- **Instruction**
Write out the full listing exactly as given, minus the images.
===== Dataset content
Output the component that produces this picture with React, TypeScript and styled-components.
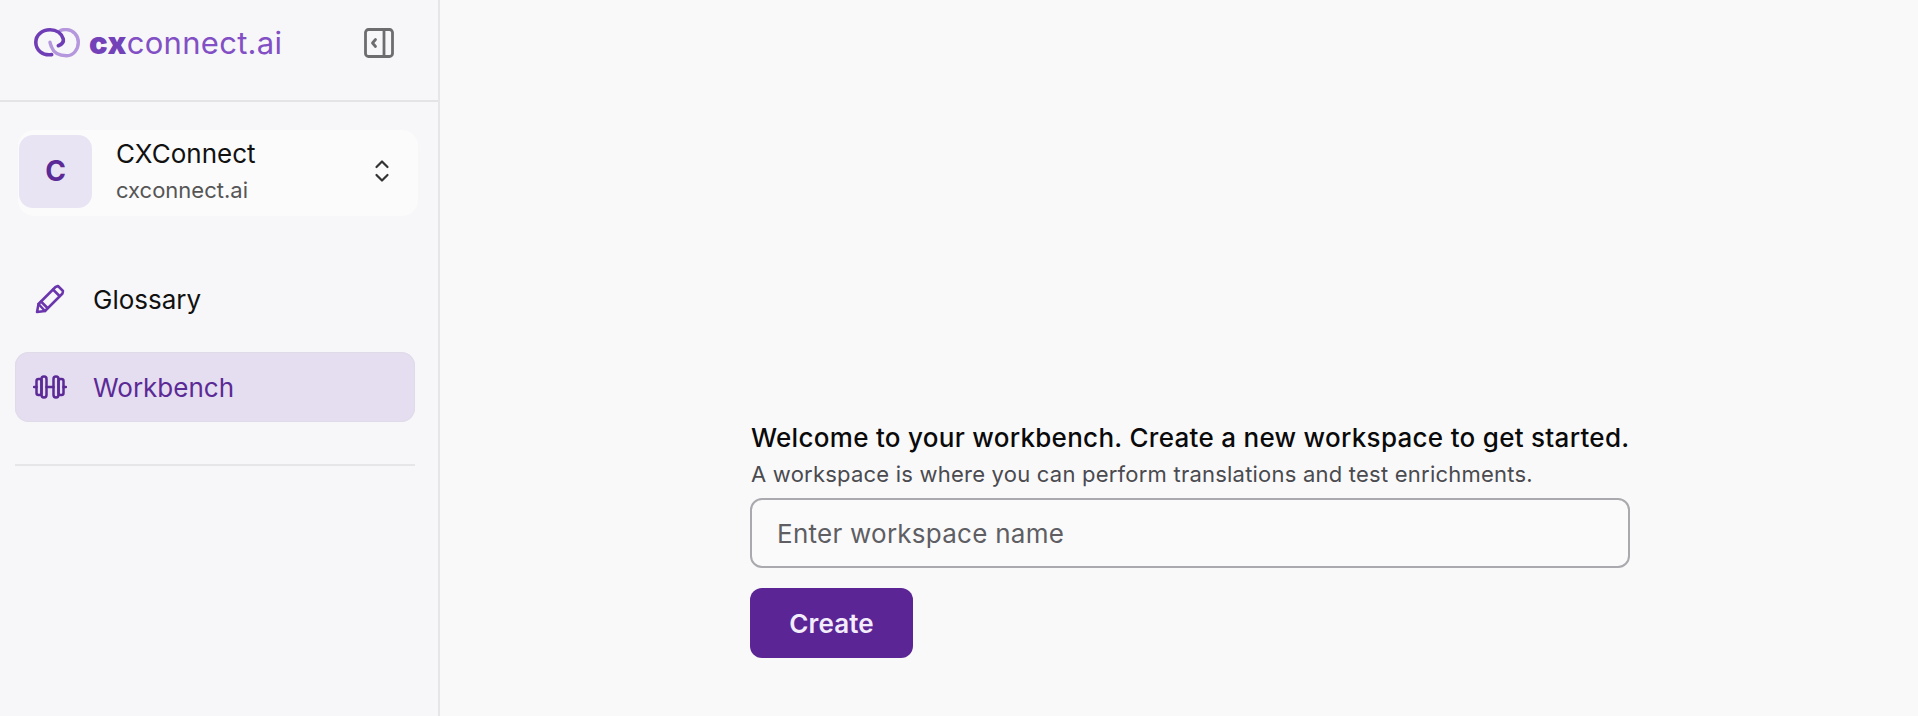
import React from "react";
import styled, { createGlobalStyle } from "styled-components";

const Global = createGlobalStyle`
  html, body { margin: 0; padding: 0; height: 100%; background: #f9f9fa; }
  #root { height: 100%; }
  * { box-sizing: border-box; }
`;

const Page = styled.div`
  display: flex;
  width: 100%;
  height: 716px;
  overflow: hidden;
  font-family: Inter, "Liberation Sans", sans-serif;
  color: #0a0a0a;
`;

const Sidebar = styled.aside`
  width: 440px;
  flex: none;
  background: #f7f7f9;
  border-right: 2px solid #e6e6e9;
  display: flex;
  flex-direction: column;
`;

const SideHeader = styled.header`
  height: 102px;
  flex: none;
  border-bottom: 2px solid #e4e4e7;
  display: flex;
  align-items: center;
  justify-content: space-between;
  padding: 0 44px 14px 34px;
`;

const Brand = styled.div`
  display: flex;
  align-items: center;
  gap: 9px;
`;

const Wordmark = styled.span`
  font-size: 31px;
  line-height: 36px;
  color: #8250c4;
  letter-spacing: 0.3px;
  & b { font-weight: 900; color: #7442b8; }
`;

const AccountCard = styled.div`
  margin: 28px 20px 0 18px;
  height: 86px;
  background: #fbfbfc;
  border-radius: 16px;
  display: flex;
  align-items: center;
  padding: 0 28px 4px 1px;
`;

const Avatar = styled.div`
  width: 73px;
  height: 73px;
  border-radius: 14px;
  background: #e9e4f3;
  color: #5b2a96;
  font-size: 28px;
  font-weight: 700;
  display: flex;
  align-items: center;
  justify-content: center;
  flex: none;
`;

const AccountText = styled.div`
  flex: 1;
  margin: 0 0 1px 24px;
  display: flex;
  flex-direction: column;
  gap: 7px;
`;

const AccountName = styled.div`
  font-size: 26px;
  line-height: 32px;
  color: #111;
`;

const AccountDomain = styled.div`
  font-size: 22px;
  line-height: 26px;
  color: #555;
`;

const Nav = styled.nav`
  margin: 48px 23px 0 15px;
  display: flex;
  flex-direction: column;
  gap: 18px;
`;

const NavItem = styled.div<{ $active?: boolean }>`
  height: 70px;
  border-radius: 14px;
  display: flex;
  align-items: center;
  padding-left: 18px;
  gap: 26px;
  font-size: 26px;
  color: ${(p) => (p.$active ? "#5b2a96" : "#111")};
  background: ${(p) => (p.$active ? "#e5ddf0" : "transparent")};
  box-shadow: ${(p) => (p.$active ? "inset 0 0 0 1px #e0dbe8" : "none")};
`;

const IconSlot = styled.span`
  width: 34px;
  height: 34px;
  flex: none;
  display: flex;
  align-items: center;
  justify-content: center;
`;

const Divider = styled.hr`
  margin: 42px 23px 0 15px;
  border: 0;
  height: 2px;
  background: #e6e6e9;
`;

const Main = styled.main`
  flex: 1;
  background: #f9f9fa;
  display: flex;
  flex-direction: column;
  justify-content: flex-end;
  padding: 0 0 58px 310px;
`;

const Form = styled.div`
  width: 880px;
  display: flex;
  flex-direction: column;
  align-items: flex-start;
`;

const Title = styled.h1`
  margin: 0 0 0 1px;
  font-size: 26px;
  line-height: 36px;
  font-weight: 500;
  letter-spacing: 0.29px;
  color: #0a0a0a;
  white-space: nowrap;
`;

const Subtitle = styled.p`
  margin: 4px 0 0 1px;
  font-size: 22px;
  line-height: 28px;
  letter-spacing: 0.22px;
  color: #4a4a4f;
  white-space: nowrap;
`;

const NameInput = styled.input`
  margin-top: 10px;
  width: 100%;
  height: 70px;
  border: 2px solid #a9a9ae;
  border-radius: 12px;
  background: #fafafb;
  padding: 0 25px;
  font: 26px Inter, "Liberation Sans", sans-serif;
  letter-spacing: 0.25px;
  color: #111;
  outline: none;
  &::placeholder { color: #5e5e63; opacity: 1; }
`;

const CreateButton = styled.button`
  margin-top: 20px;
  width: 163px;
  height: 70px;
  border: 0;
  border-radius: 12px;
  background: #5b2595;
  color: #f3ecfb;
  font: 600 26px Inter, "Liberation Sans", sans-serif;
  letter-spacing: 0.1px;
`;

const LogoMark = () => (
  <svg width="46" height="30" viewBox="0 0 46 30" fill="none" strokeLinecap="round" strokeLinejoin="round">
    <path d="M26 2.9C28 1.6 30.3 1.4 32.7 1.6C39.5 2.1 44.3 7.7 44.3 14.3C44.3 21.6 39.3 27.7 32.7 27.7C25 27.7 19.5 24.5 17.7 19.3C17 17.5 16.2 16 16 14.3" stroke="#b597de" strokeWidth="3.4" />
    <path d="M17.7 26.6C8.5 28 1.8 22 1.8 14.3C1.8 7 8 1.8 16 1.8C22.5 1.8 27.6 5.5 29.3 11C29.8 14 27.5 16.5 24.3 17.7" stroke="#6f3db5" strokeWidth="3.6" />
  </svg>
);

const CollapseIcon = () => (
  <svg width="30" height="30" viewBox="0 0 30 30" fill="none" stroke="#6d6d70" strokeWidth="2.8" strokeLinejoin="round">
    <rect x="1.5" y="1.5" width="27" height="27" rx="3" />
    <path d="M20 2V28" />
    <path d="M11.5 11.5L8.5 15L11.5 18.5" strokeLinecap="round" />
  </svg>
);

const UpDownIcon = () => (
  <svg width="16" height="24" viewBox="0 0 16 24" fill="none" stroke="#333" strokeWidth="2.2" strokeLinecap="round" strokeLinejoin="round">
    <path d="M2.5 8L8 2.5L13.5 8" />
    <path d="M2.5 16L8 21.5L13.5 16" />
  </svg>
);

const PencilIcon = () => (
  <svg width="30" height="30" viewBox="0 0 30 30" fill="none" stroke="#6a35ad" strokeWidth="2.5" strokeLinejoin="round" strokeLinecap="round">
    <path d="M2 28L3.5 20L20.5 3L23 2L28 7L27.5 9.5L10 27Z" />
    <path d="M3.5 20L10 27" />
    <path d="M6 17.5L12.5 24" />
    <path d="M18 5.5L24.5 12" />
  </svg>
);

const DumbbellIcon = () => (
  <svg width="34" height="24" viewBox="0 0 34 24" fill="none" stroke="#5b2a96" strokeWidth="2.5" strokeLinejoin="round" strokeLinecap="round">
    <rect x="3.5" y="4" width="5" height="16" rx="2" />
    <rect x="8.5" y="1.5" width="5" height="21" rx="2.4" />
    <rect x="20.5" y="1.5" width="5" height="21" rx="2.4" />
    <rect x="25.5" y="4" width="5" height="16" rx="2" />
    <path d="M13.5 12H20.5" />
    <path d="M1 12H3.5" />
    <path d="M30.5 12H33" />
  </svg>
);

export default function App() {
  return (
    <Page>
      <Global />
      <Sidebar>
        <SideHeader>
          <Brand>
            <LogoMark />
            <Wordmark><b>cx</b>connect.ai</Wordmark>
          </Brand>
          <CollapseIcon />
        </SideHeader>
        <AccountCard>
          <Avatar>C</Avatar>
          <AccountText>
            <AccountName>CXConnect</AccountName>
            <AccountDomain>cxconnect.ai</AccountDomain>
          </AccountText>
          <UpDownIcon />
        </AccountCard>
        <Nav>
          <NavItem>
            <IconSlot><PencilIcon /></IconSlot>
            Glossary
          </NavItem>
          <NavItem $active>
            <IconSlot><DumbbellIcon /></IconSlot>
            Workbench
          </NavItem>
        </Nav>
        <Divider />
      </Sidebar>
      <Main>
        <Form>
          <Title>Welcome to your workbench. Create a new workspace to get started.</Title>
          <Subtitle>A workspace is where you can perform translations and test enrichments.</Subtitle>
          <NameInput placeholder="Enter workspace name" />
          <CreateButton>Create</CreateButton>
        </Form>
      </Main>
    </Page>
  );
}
==========
- **Output below**
Output the component that produces this picture with React, TypeScript and styled-components.
import React from "react";
import styled, { createGlobalStyle } from "styled-components";

const Global = createGlobalStyle`
  html, body { margin: 0; padding: 0; height: 100%; background: #f9f9fa; }
  #root { height: 100%; }
  * { box-sizing: border-box; }
`;

const Page = styled.div`
  display: flex;
  width: 100%;
  height: 716px;
  overflow: hidden;
  font-family: Inter, "Liberation Sans", sans-serif;
  color: #0a0a0a;
`;

const Sidebar = styled.aside`
  width: 440px;
  flex: none;
  background: #f7f7f9;
  border-right: 2px solid #e6e6e9;
  display: flex;
  flex-direction: column;
`;

const SideHeader = styled.header`
  height: 102px;
  flex: none;
  border-bottom: 2px solid #e4e4e7;
  display: flex;
  align-items: center;
  justify-content: space-between;
  padding: 0 44px 14px 34px;
`;

const Brand = styled.div`
  display: flex;
  align-items: center;
  gap: 9px;
`;

const Wordmark = styled.span`
  font-size: 31px;
  line-height: 36px;
  color: #8250c4;
  letter-spacing: 0.3px;
  & b { font-weight: 900; color: #7442b8; }
`;

const AccountCard = styled.div`
  margin: 28px 20px 0 18px;
  height: 86px;
  background: #fbfbfc;
  border-radius: 16px;
  display: flex;
  align-items: center;
  padding: 0 28px 4px 1px;
`;

const Avatar = styled.div`
  width: 73px;
  height: 73px;
  border-radius: 14px;
  background: #e9e4f3;
  color: #5b2a96;
  font-size: 28px;
  font-weight: 700;
  display: flex;
  align-items: center;
  justify-content: center;
  flex: none;
`;

const AccountText = styled.div`
  flex: 1;
  margin: 0 0 1px 24px;
  display: flex;
  flex-direction: column;
  gap: 7px;
`;

const AccountName = styled.div`
  font-size: 26px;
  line-height: 32px;
  color: #111;
`;

const AccountDomain = styled.div`
  font-size: 22px;
  line-height: 26px;
  color: #555;
`;

const Nav = styled.nav`
  margin: 48px 23px 0 15px;
  display: flex;
  flex-direction: column;
  gap: 18px;
`;

const NavItem = styled.div<{ $active?: boolean }>`
  height: 70px;
  border-radius: 14px;
  display: flex;
  align-items: center;
  padding-left: 18px;
  gap: 26px;
  font-size: 26px;
  color: ${(p) => (p.$active ? "#5b2a96" : "#111")};
  background: ${(p) => (p.$active ? "#e5ddf0" : "transparent")};
  box-shadow: ${(p) => (p.$active ? "inset 0 0 0 1px #e0dbe8" : "none")};
`;

const IconSlot = styled.span`
  width: 34px;
  height: 34px;
  flex: none;
  display: flex;
  align-items: center;
  justify-content: center;
`;

const Divider = styled.hr`
  margin: 42px 23px 0 15px;
  border: 0;
  height: 2px;
  background: #e6e6e9;
`;

const Main = styled.main`
  flex: 1;
  background: #f9f9fa;
  display: flex;
  flex-direction: column;
  justify-content: flex-end;
  padding: 0 0 58px 310px;
`;

const Form = styled.div`
  width: 880px;
  display: flex;
  flex-direction: column;
  align-items: flex-start;
`;

const Title = styled.h1`
  margin: 0 0 0 1px;
  font-size: 26px;
  line-height: 36px;
  font-weight: 500;
  letter-spacing: 0.29px;
  color: #0a0a0a;
  white-space: nowrap;
`;

const Subtitle = styled.p`
  margin: 4px 0 0 1px;
  font-size: 22px;
  line-height: 28px;
  letter-spacing: 0.22px;
  color: #4a4a4f;
  white-space: nowrap;
`;

const NameInput = styled.input`
  margin-top: 10px;
  width: 100%;
  height: 70px;
  border: 2px solid #a9a9ae;
  border-radius: 12px;
  background: #fafafb;
  padding: 0 25px;
  font: 26px Inter, "Liberation Sans", sans-serif;
  letter-spacing: 0.25px;
  color: #111;
  outline: none;
  &::placeholder { color: #5e5e63; opacity: 1; }
`;

const CreateButton = styled.button`
  margin-top: 20px;
  width: 163px;
  height: 70px;
  border: 0;
  border-radius: 12px;
  background: #5b2595;
  color: #f3ecfb;
  font: 600 26px Inter, "Liberation Sans", sans-serif;
  letter-spacing: 0.1px;
`;

const LogoMark = () => (
  <svg width="46" height="30" viewBox="0 0 46 30" fill="none" strokeLinecap="round" strokeLinejoin="round">
    <path d="M26 2.9C28 1.6 30.3 1.4 32.7 1.6C39.5 2.1 44.3 7.7 44.3 14.3C44.3 21.6 39.3 27.7 32.7 27.7C25 27.7 19.5 24.5 17.7 19.3C17 17.5 16.2 16 16 14.3" stroke="#b597de" strokeWidth="3.4" />
    <path d="M17.7 26.6C8.5 28 1.8 22 1.8 14.3C1.8 7 8 1.8 16 1.8C22.5 1.8 27.6 5.5 29.3 11C29.8 14 27.5 16.5 24.3 17.7" stroke="#6f3db5" strokeWidth="3.6" />
  </svg>
);

const CollapseIcon = () => (
  <svg width="30" height="30" viewBox="0 0 30 30" fill="none" stroke="#6d6d70" strokeWidth="2.8" strokeLinejoin="round">
    <rect x="1.5" y="1.5" width="27" height="27" rx="3" />
    <path d="M20 2V28" />
    <path d="M11.5 11.5L8.5 15L11.5 18.5" strokeLinecap="round" />
  </svg>
);

const UpDownIcon = () => (
  <svg width="16" height="24" viewBox="0 0 16 24" fill="none" stroke="#333" strokeWidth="2.2" strokeLinecap="round" strokeLinejoin="round">
    <path d="M2.5 8L8 2.5L13.5 8" />
    <path d="M2.5 16L8 21.5L13.5 16" />
  </svg>
);

const PencilIcon = () => (
  <svg width="30" height="30" viewBox="0 0 30 30" fill="none" stroke="#6a35ad" strokeWidth="2.5" strokeLinejoin="round" strokeLinecap="round">
    <path d="M2 28L3.5 20L20.5 3L23 2L28 7L27.5 9.5L10 27Z" />
    <path d="M3.5 20L10 27" />
    <path d="M6 17.5L12.5 24" />
    <path d="M18 5.5L24.5 12" />
  </svg>
);

const DumbbellIcon = () => (
  <svg width="34" height="24" viewBox="0 0 34 24" fill="none" stroke="#5b2a96" strokeWidth="2.5" strokeLinejoin="round" strokeLinecap="round">
    <rect x="3.5" y="4" width="5" height="16" rx="2" />
    <rect x="8.5" y="1.5" width="5" height="21" rx="2.4" />
    <rect x="20.5" y="1.5" width="5" height="21" rx="2.4" />
    <rect x="25.5" y="4" width="5" height="16" rx="2" />
    <path d="M13.5 12H20.5" />
    <path d="M1 12H3.5" />
    <path d="M30.5 12H33" />
  </svg>
);

export default function App() {
  return (
    <Page>
      <Global />
      <Sidebar>
        <SideHeader>
          <Brand>
            <LogoMark />
            <Wordmark><b>cx</b>connect.ai</Wordmark>
          </Brand>
          <CollapseIcon />
        </SideHeader>
        <AccountCard>
          <Avatar>C</Avatar>
          <AccountText>
            <AccountName>CXConnect</AccountName>
            <AccountDomain>cxconnect.ai</AccountDomain>
          </AccountText>
          <UpDownIcon />
        </AccountCard>
        <Nav>
          <NavItem>
            <IconSlot><PencilIcon /></IconSlot>
            Glossary
          </NavItem>
          <NavItem $active>
            <IconSlot><DumbbellIcon /></IconSlot>
            Workbench
          </NavItem>
        </Nav>
        <Divider />
      </Sidebar>
      <Main>
        <Form>
          <Title>Welcome to your workbench. Create a new workspace to get started.</Title>
          <Subtitle>A workspace is where you can perform translations and test enrichments.</Subtitle>
          <NameInput placeholder="Enter workspace name" />
          <CreateButton>Create</CreateButton>
        </Form>
      </Main>
    </Page>
  );
}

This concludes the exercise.